A sequência é assim: o reverendo Richard Lopez, capelão da casa dos mortos, enquadrado fixo e rente às cruzes de um cemitério que ele bastamente ergueu. O que também é tramado aí é que apesar de ele tanto os ter conhecido já não os pode distinguir. Aqueles ali em descanso, que são os que literalmente não tiveram onde cair mortos, alguém que os recolhesse, só por números são identificados. Um número sem nome, sem rosto, sem rasto. Esse Padre diz que vai às terminais cerimónias sem expectativas, basicamente alienado, vivenciar o que Deus preparou para ele, para eles, para todos os envolvidos, entrega-se completamente a Deus, acredita num sentido superior, deixa que as coisas aconteçam de acordo com o tempo. Por que Deus permite a pena capital, pergunta Herzog. O Padre responde que não sabe a resposta. Acredita que há sempre um propósito que leva Deus a autorizar que coisas assim aconteçam. O Padre chega às lágrimas quando conta que nas suas divagações pela natureza consegue parar o seu carro de golfe a tempo de não matar dois esquilos e que…não pode fazer o mesmo na sala fatal das injecções. Chora, toma posição, despe a bata.
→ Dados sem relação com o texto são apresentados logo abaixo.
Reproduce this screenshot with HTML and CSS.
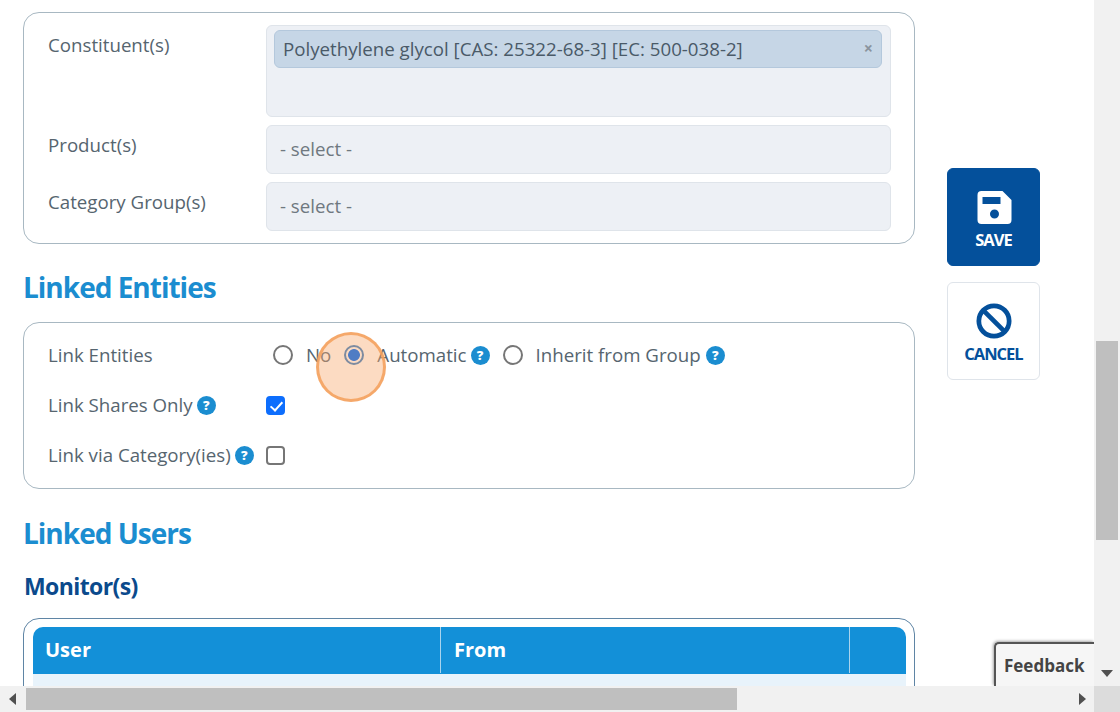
FILE: index.html
```html
<!DOCTYPE html>
<html lang="en">
<head>
<meta charset="utf-8">
<title>Linked Entities</title>
<link rel="stylesheet" href="styles.css">
</head>
<body>
<div class="window">
  <div class="viewport">
    <main class="form-col">
      <section class="card card-top">
        <div class="row row-constituent">
          <label class="label label-top">Constituent(s)</label>
          <div class="field field-multi">
            <span class="tag"><span>Polyethylene glycol [CAS: 25322-68-3] [EC: 500-038-2]</span><span class="tag-x">×</span></span>
          </div>
        </div>
        <div class="row row-select">
          <label class="label label-top">Product(s)</label>
          <div class="field field-select">- select -</div>
        </div>
        <div class="row row-select row-last">
          <label class="label label-top">Category Group(s)</label>
          <div class="field field-select">- select -</div>
        </div>
      </section>

      <h2 class="heading heading-entities">Linked Entities</h2>
      <section class="card card-entities">
        <div class="check-row">
          <span class="label">Link Entities</span>
          <div class="radios">
            <label class="opt opt-no"><input type="radio" name="link" class="radio"><span>No</span></label>
            <label class="opt opt-auto"><input type="radio" name="link" class="radio" checked><span>Automatic</span><span class="help">?</span></label>
            <label class="opt opt-inherit"><input type="radio" name="link" class="radio"><span>Inherit from Group</span><span class="help">?</span></label>
          </div>
        </div>
        <div class="check-row">
          <span class="label">Link Shares Only<span class="help">?</span></span>
          <input type="checkbox" class="check" checked>
        </div>
        <div class="check-row">
          <span class="label">Link via Category(ies)<span class="help">?</span></span>
          <input type="checkbox" class="check">
        </div>
      </section>

      <h2 class="heading heading-users">Linked Users</h2>
      <h3 class="subheading">Monitor(s)</h3>
      <section class="card card-table">
        <div class="thead">
          <div class="th th-user">User</div>
          <div class="th th-from">From</div>
          <div class="th th-end"></div>
        </div>
        <div class="tbody-row"></div>
      </section>
    </main>

    <aside class="side">
      <button class="action action-save" type="button">
        <svg class="action-icon" viewBox="0 0 36 36" aria-hidden="true"><path fill="#fff" fill-rule="evenodd" d="M5.500 2h21l9 9v20a4 4 0 0 1-4 4h-26a4 4 0 0 1-4-4V6a4 4 0 0 1 4-4zm1 6v7h18V8zm12 12.500a4.500 4.500 0 1 0 0 9 4.500 4.500 0 0 0 0-9z"/></svg>
        <span>SAVE</span>
      </button>
      <button class="action action-cancel" type="button">
        <svg class="action-icon" viewBox="0 0 38 38" aria-hidden="true"><circle cx="19" cy="19" r="16" fill="none" stroke="#04509b" stroke-width="5"/><path d="M8 8l22 22" stroke="#04509b" stroke-width="5"/></svg>
        <span>CANCEL</span>
      </button>
    </aside>

    <div class="click-marker"></div>
    <div class="feedback">Feedback</div>
  </div>

  <div class="vscroll">
    <span class="arrow arrow-up"></span>
    <div class="vtrack"><div class="vthumb"></div></div>
    <span class="arrow arrow-down"></span>
  </div>
  <div class="hscroll">
    <span class="arrow arrow-left"></span>
    <div class="htrack"><div class="hthumb"></div></div>
    <span class="arrow arrow-right"></span>
  </div>
  <div class="corner"></div>
</div>
</body>
</html>
```

FILE: styles.css
```css
* { box-sizing: border-box; }
html, body { margin: 0; height: 100%; overflow: hidden; }
body { font-family: "Open Sans", "Noto Sans", sans-serif; color: #56656f; background: #fff; }

.window {
  display: grid;
  grid-template-columns: 1094px 26px;
  grid-template-rows: 686px 26px;
  width: 1120px;
  height: 712px;
}

.viewport {
  position: relative;
  display: flex;
  overflow: hidden;
  padding: 12px 0 0 23px;
}

.form-col { flex: 0 0 892px; width: 892px; }

.card {
  border: 1px solid #a8b8c2;
  border-radius: 16px;
  background: #fff;
}

.card-top { height: 232px; padding: 12px 23px 0 24px; }

.row { display: flex; }
.row-constituent { height: 100px; }
.row-select { height: 57px; }

.label {
  display: flex;
  align-items: center;
  flex: 0 0 218px;
  width: 218px;
  font-size: 18.7px;
  line-height: 24px;
  color: #56656f;
}
.label-top { align-items: flex-start; padding-top: 8px; }

.field {
  flex: 1;
  background: #edf0f5;
  border: 1px solid #dfe4ea;
  border-radius: 6px;
  font-size: 18.7px;
}
.field-multi { height: 92px; padding: 4px 8px 4px 7px; }
.field-select {
  height: 49px;
  padding: 0 13px;
  line-height: 46px;
  color: #6f7880;
}

.tag {
  display: flex;
  align-items: center;
  justify-content: space-between;
  height: 38px;
  padding: 0 8px 2px 8px;
  background: #c6d6e6;
  border: 1px solid #b4c8dc;
  border-radius: 6px;
  color: #4a5a68;
  font-size: 18.7px;
}
.tag-x { font-size: 16px; font-weight: 700; color: #8a949e; }

.heading {
  margin: 0;
  font-size: 28px;
  line-height: 36px;
  font-weight: 700;
  letter-spacing: -1px;
  color: #1b8dd0;
}
.heading-entities { margin: 25px 0 17px 0; }
.heading-users { margin: 26px 0 20px 0; }

.subheading {
  margin: 0 0 17px 1px;
  font-size: 23px;
  line-height: 30px;
  font-weight: 700;
  letter-spacing: -0.6px;
  color: #0b4a8c;
}

.card-entities { height: 167px; padding: 7px 24px 0; }
.check-row { display: flex; align-items: center; height: 50px; }
.check-row .label { flex: 0 0 218px; }

.radios { display: flex; align-items: center; padding-left: 7px; }
.opt { display: flex; align-items: center; font-size: 18.7px; line-height: 24px; color: #56656f; }
.opt-no { margin-right: 13px; }
.opt-auto { margin-right: 13px; }

.radio {
  appearance: none;
  position: relative;
  z-index: 1;
  width: 20px;
  height: 20px;
  margin: 0 13px 0 0;
  border: 2px solid #767676;
  border-radius: 50%;
  background: transparent;
  flex: none;
}
.opt .radio:not(:checked) { background: #fff; }
.radio:checked {
  border-color: #7d8ba0;
  background: radial-gradient(circle, #4f7cc4 0 5.500px, transparent 6.300px);
}

.help {
  display: inline-flex;
  align-items: center;
  justify-content: center;
  width: 19px;
  height: 19px;
  margin-left: 4px;
  border-radius: 50%;
  background: #1b8dd0;
  color: #fff;
  font-size: 13px;
  font-weight: 800;
  line-height: 1;
}
.opt-inherit .help { margin-left: 5px; }

.check {
  appearance: none;
  position: relative;
  width: 19px;
  height: 19px;
  margin: 0;
  border: 2px solid #767676;
  border-radius: 4px;
  background: #fff;
}
.check:checked { background: #0d6efd; border-color: #0d6efd; }
.check:checked::after {
  content: "";
  position: absolute;
  left: 5px;
  top: 1px;
  width: 5px;
  height: 10px;
  border: solid #fff;
  border-width: 0 2.500px 2.500px 0;
  transform: rotate(42deg);
}

.card-table {
  height: 120px;
  padding: 8px 8px 8px 9px;
  border-color: #5f85a5;
}
.thead { display: flex; height: 47px; background: #1390d8; border-radius: 10px 10px 0 0; }
.th {
  display: flex;
  align-items: center;
  height: 46px;
  padding: 0 0 2px 12px;
  font-size: 20px;
  font-weight: 700;
  color: #fff;
  border-right: 1px solid #a8d4ee;
}
.th-user { width: 408px; }
.th-from { width: 409px; padding-left: 13px; }
.th-end { flex: 1; border-right: 0; }
.tbody-row { height: 60px; background: #e8f3fb; }

.side {
  display: flex;
  flex-direction: column;
  gap: 16px;
  margin-left: 32px;
  padding-top: 156px;
}

.action {
  display: flex;
  flex-direction: column;
  align-items: center;
  justify-content: flex-start;
  width: 93px;
  height: 98px;
  padding: 19px 0 0;
  border-radius: 6px;
  font-family: inherit;
  font-size: 16.5px;
  line-height: 22px;
  font-weight: 700;
  letter-spacing: -1px;
}
.action-save { background: #04509b; border: 1px solid #04509b; color: #fff; }
.action-cancel { background: #fff; border: 1px solid #dfe4ea; color: #04509b; }
.action-icon { width: 36px; height: 38px; margin-bottom: 3px; }

.click-marker {
  position: absolute;
  left: 316px;
  top: 332px;
  width: 70px;
  height: 70px;
  border: 3px solid rgba(245, 160, 90, 0.85);
  border-radius: 50%;
  background: rgba(248, 170, 110, 0.42);
}

.feedback {
  position: absolute;
  right: 0;
  bottom: 0;
  width: 100px;
  height: 44px;
  padding: 11px 0 0 8px;
  background: #f6f6f6;
  border: 1px solid #555;
  border-width: 2px 0 0 2px;
  border-radius: 5px 0 0 0;
  box-shadow: -1px -1px 3px rgba(0, 0, 0, 0.35);
  font-size: 17px;
  line-height: 22px;
  font-weight: 700;
  color: #444;
}

.vscroll, .hscroll { display: flex; background: #f1f1f1; }
.vscroll { flex-direction: column; }
.vtrack { flex: 1; padding: 0 2px; }
.vthumb { width: 22px; height: 199px; margin-top: 315px; background: #bfbfbf; }
.htrack { flex: 1; padding: 2px 0; }
.hthumb { width: 711px; height: 22px; background: #bfbfbf; }
.hscroll { align-items: stretch; }
.corner { background: #dcdcdc; }

.arrow { position: relative; flex: 0 0 26px; width: 26px; height: 26px; }
.arrow::after { content: ""; position: absolute; border: 6px solid transparent; }
.arrow-down::after { left: 7px; top: 10px; border-top: 7px solid #505050; border-bottom: 0; }
.arrow-up::after { display: none; }
.arrow-left::after { left: 9px; top: 7px; border-right: 7px solid #505050; border-left: 0; }
.arrow-right::after { left: 15px; top: 7px; border-left: 7px solid #505050; border-right: 0; }
.hscroll .arrow-right { flex-basis: 30px; width: 30px; }
```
Assim mesmo, Herzog escava sempre fundo, põe em perigo a enxada, quer o relato, os comos e porquês, o que foi e o que teria sido, causas e consequências, emoções e gritos de revolta, transparências e intimismos. Defende a sua dama, a crença de que a pena de morte é um crime, um mal monstruoso de lógica e de ética, etc. E se enfrenta sem meias medidas os monstros do corredor da morte que afinal parecem meninos, frontalmente, sinceramente, tudo lhes crendo sacar; se relembra aos envolvidos os piores momentos e o pior de tudo, se igualmente não perdoa coisas e até reafirma, também no final deseja tudo de bom ao estranhamente pacificado e complexo Michael Perry que já sente a agulha e, principalmente, utiliza o meio pelo qual moldou a sua démarche, ou seja, a câmara de filmar, para que todos façam a sua catarse, cheguem à sua verdade, possam até arrumar a casa, seguir em frente possivelmente.
Como o cinema já serviu e pode continuar a servir para isto…neste frio e directo Herzog há igualmente perdão para toda a gente. Tal como o Pai do referido jovem que apesar de tudo ainda poderá sair aos sessenta anos, esse Pai de dois metros que não para de verter lágrimas pela cruz carregada, que pediu aos juízes para ser ele a cumprir a pena do filho Jason Burkett, assumindo-se culpado pela má formação; Pai que não se perdoa de um dia o terem algemado ao filho e que vive na cadeia em frente onde a sábia e inflexível montagem do alemão une e torna a dor inexoravelmente aguda e as certezas dúbias. Verdadeiramente dialéctico, amarrado e desamarrado por brutas forças contraditórias e complementares, é o essencial e vital gesto político porque correspondente ao sensível. Nunca se esconde. É por isso que “Into the Abyss” será das coisas que presentemente fazem mais sentido, absolutamente cravadas no real e nas suas leis, absolutamente imerso em pantanosos terrenos da delicadeza da memória, dos afectos, singularidades, escuridão final…ficção. Personagens num enublado berço universal. Ainda se escutam ecos, senhor Renoir, senhor Tolstoy.